BROOKLYN, Mo. — The once-struggling Brooklyn Fire Department took delivery Wednesday of its first new firetruck in recent memory, purchased largely with a Federal Emergency Management Agency grant.

The village has come a long way since 2001, when a bank repossessed one of its trucks from a Springfield, Ill., garage while two other trucks sat immobile in repair bays. The village had failed to pay on a $100,000 loan and later declared bankruptcy.

“St. Louis loaned us a truck and we were using that one,” Fire Chief Brett Walker recalled. Once, a stalled truck had to be pushed to a blaze by firefighters.

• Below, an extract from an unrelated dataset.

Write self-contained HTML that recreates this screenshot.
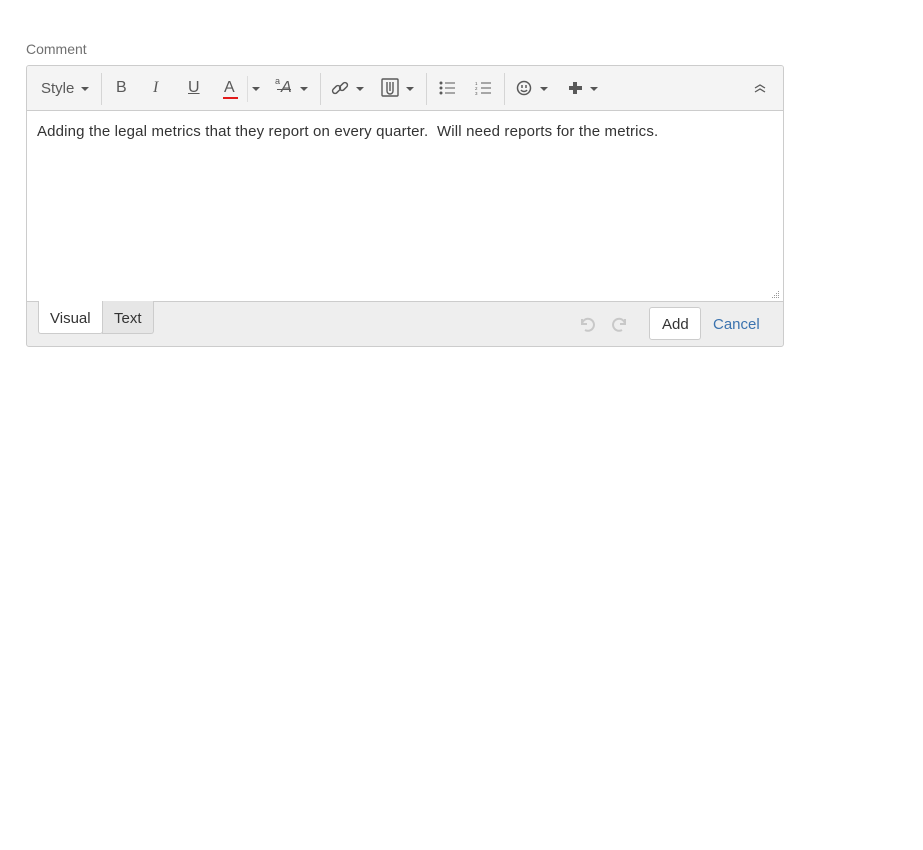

The new truck a 1,000-gallon pumper with a $175,000 price tag. The department’s other two trucks are pushing past middle age for firetrucks at 29 and 35 years old.

Chief Walker said the truck couldn’t come at a better time. The all-volunteer department has responded to about twice as many calls this year — about 40 — compared with previous years. That figure includes runs to help neighboring towns fight fires.

Walker, 49, is a school teacher who’s on disability after suffering a stroke. He’s barred from actually fighting fires because of the disability, he said, but can still run the department.

Brooklyn, dubbed America’s first black town by scholars, had a population 676 in the 2000 census.

In addition to the funds from FEMA, the Greater East St. Louis Community Fund supplied about $9,500, said secretary-treasurer Louis Tiemann.